By itself, the fact that General Motors and Ford are in deep trouble should not have caused last night’s late session Wall Street falls.
By itself, the fact that General Motors and Ford are in deep trouble should not have caused last night’s late session Wall Street falls. The only way those companies could get out of their problems was to go into official administration and rid themselves of their past employee health guarantees. Their operations would then have a chance to be restored to health and play a role in the global society. It should have happened years ago.
As Alan Kohler explains, the problems at GM and Ford exposed a so far hidden problem – that the US hedge funds have a deep leveraged exposure to Wall Street and they are facing unprecedented redemptions and borrowing reductions. They must raise cash, and raise it quickly.

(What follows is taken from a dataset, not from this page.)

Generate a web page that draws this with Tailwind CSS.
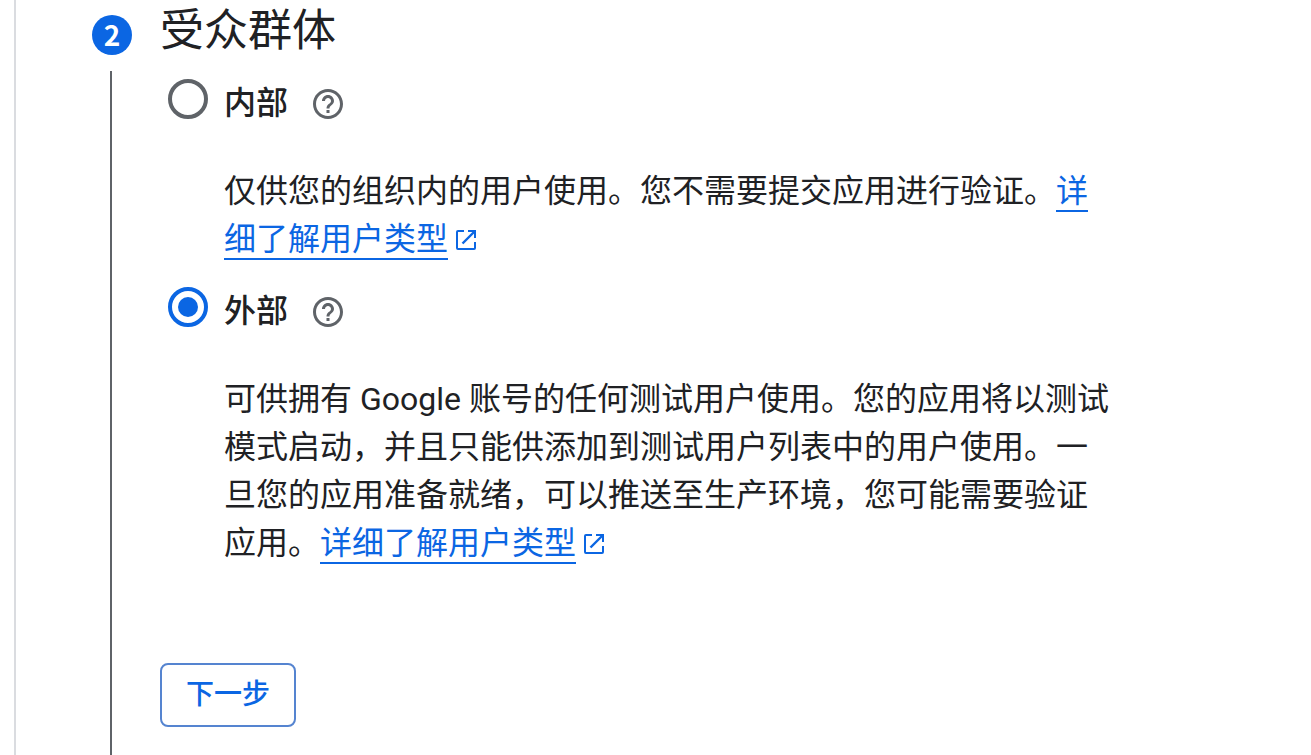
<!DOCTYPE html>
<html lang="zh-CN">
<head>
    <meta charset="UTF-8">
    <meta name="viewport" content="width=device-width, initial-scale=1.0">
    <title>受众群体</title>
    <script src="https://cdn.jsdelivr.net/npm/@tailwindcss/browser@4"></script>
</head>
<body class="bg-white text-[#202124] font-[Roboto,'Noto_Sans_CJK_SC',sans-serif]">
    <main class="ml-3.5 min-h-screen flex border-l-2 border-[#dadce0] pl-19">

        <!-- step marker -->
        <div class="w-10 shrink-0 flex flex-col pt-[15px]">
            <span class="w-10 h-10 rounded-full bg-[#0b66e3] text-white text-[28px] leading-[38px] font-bold text-center font-['Noto_Sans_CJK_SC',sans-serif]">2</span>
            <span class="w-0.5 grow mt-4 ml-[18px] bg-[#5f6368]"></span>
        </div>

        <section class="ml-7 grow">
            <h2 class="text-[44px] leading-[62px]">受众群体</h2>

            <form class="pt-[17px]">
                <div class="pl-2 flex items-start gap-4">
                    <input type="radio" id="internal" name="audience" class="appearance-none w-10 h-10 shrink-0 rounded-full border-4 border-[#5f6368] grid place-items-center checked:border-[#0b66e3] checked:before:content-[''] checked:before:w-5 checked:before:h-5 checked:before:rounded-full checked:before:bg-[#0b66e3]">
                    <div class="max-w-[888px]">
                        <div class="flex items-center gap-[25px] h-12">
                            <label for="internal" class="text-[32px] leading-12 font-medium">内部</label>
                            <button type="button" aria-label="帮助" class="mt-0.5 text-[#5f6368]">
                                <svg class="w-[30px] h-[30px]" viewBox="2 2 20 20" fill="currentColor"><path d="M11 18h2v-2h-2v2zm1-16C6.48 2 2 6.48 2 12s4.48 10 10 10 10-4.48 10-10S17.52 2 12 2zm0 18c-4.41 0-8-3.59-8-8s3.59-8 8-8 8 3.59 8 8-3.59 8-8 8zm0-14c-2.21 0-4 1.79-4 4h2c0-1.1.9-2 2-2s2 .9 2 2c0 2-3 1.75-3 5h2c0-2.25 3-2.5 3-5 0-2.21-1.79-4-4-4z"/></svg>
                            </button>
                        </div>
                        <p class="mt-10 text-[32px] leading-12">仅供您的组织内的用户使用。您不需要提交应用进行验证。<a href="#" class="text-[#0b66e3]"><span class="border-b-2">详细了解用户类型</span><svg class="inline-block align-baseline ml-2 w-5 h-5" viewBox="0 0 20 20" fill="none" stroke="currentColor" stroke-width="2"><path d="M8 1H2a1 1 0 0 0-1 1v16a1 1 0 0 0 1 1h16a1 1 0 0 0 1-1v-6M12 1h7v7"/><path stroke-width="2.4" d="M19 1 6.5 13.5"/></svg></a></p>
                    </div>
                </div>

                <div class="pl-2 mt-6 flex items-start gap-4">
                    <input type="radio" id="external" name="audience" checked class="appearance-none w-10 h-10 shrink-0 rounded-full border-4 border-[#5f6368] grid place-items-center checked:border-[#0b66e3] checked:before:content-[''] checked:before:w-5 checked:before:h-5 checked:before:rounded-full checked:before:bg-[#0b66e3]">
                    <div class="max-w-[888px]">
                        <div class="flex items-center gap-[25px] h-12">
                            <label for="external" class="text-[32px] leading-12 font-medium">外部</label>
                            <button type="button" aria-label="帮助" class="mt-0.5 text-[#5f6368]">
                                <svg class="w-[30px] h-[30px]" viewBox="2 2 20 20" fill="currentColor"><path d="M11 18h2v-2h-2v2zm1-16C6.48 2 2 6.48 2 12s4.48 10 10 10 10-4.48 10-10S17.52 2 12 2zm0 18c-4.41 0-8-3.59-8-8s3.59-8 8-8 8 3.59 8 8-3.59 8-8 8zm0-14c-2.21 0-4 1.79-4 4h2c0-1.1.9-2 2-2s2 .9 2 2c0 2-3 1.75-3 5h2c0-2.25 3-2.5 3-5 0-2.21-1.79-4-4-4z"/></svg>
                            </button>
                        </div>
                        <p class="mt-10 text-[32px] leading-12">可供拥有 Google 账号的任何测试用户使用。您的应用将以测试模式启动，并且只能供添加到测试用户列表中的用户使用。一旦您的应用准备就绪，可以推送至生产环境，您可能需要验证应用。<a href="#" class="text-[#0b66e3]"><span class="border-b-2">详细了解用户类型</span><svg class="inline-block align-baseline ml-2 w-5 h-5" viewBox="0 0 20 20" fill="none" stroke="currentColor" stroke-width="2"><path d="M8 1H2a1 1 0 0 0-1 1v16a1 1 0 0 0 1 1h16a1 1 0 0 0 1-1v-6M12 1h7v7"/><path stroke-width="2.4" d="M19 1 6.5 13.5"/></svg></a></p>
                    </div>
                </div>

                <button type="button" class="mt-24 mb-7 h-16 px-6 rounded-lg border-2 border-[#5584d0] text-[28px] leading-10 font-medium text-[#0b66e3]">下一步</button>
            </form>
        </section>

    </main>
</body>
</html>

At the same time there is still heavy leveraged investment on Wall Street both by private individuals and the big firms. Both groups were desperately looking for a rally on the back of the rescue package to get out. Last night in the last hour of trade on Wall Street, it was clear that the rally was not going to happen. So one or two key players began to sell. And as those big names started to sell, it was like the starting gun at Sydney’s City to Surf race or the Melbourne Marathon – there was a massive surge to get out, especially in the final 15 minutes.
But the hedge fund exodus and the deleveraging of Wall Street will have lasting effects through the entire US economy. And it will spread around the world and to Australia. However it does not mean that the global rescue package is going to fall over.
Unfortunately most commentators are linking the Wall Street fall with the rescue package, when in fact it is more about the hedge funds and a reduction in borrowing to hold shares.
In some ways the timing of the latest collapse is good, because it means that global politicians will be driven into co-ordinated action at their next round of meetings. Steep falls in any share market affect the entire economy, so the US recession will be much deeper that forecasters are currently discussing.
And profits will fall much more sharply that the younger analysts are predicting. Most of the youngsters on Wall Street had not even experienced the 1987 crash and they have much to learn. This one is now bigger.
Here in Australia those US hedge funds that are exposed to the local market will accelerate their selling of our top miners and others stocks. And like the US, it will lock in a severe economic downturn.
As I pointed out yesterday, we must bank on China to cushion the US and European blows. China will need to really stimulate its economy to offset the decline in their exports. They have the money to do it. Part of that stimulation will be in infrastructure, which will require commodities.
It’s important that all Australians understand that we are going to see a fall in asset values across the board because we are watching a deleveraging of the global economy as the excesses of the past are wound back. Globally it will be severe and nasty.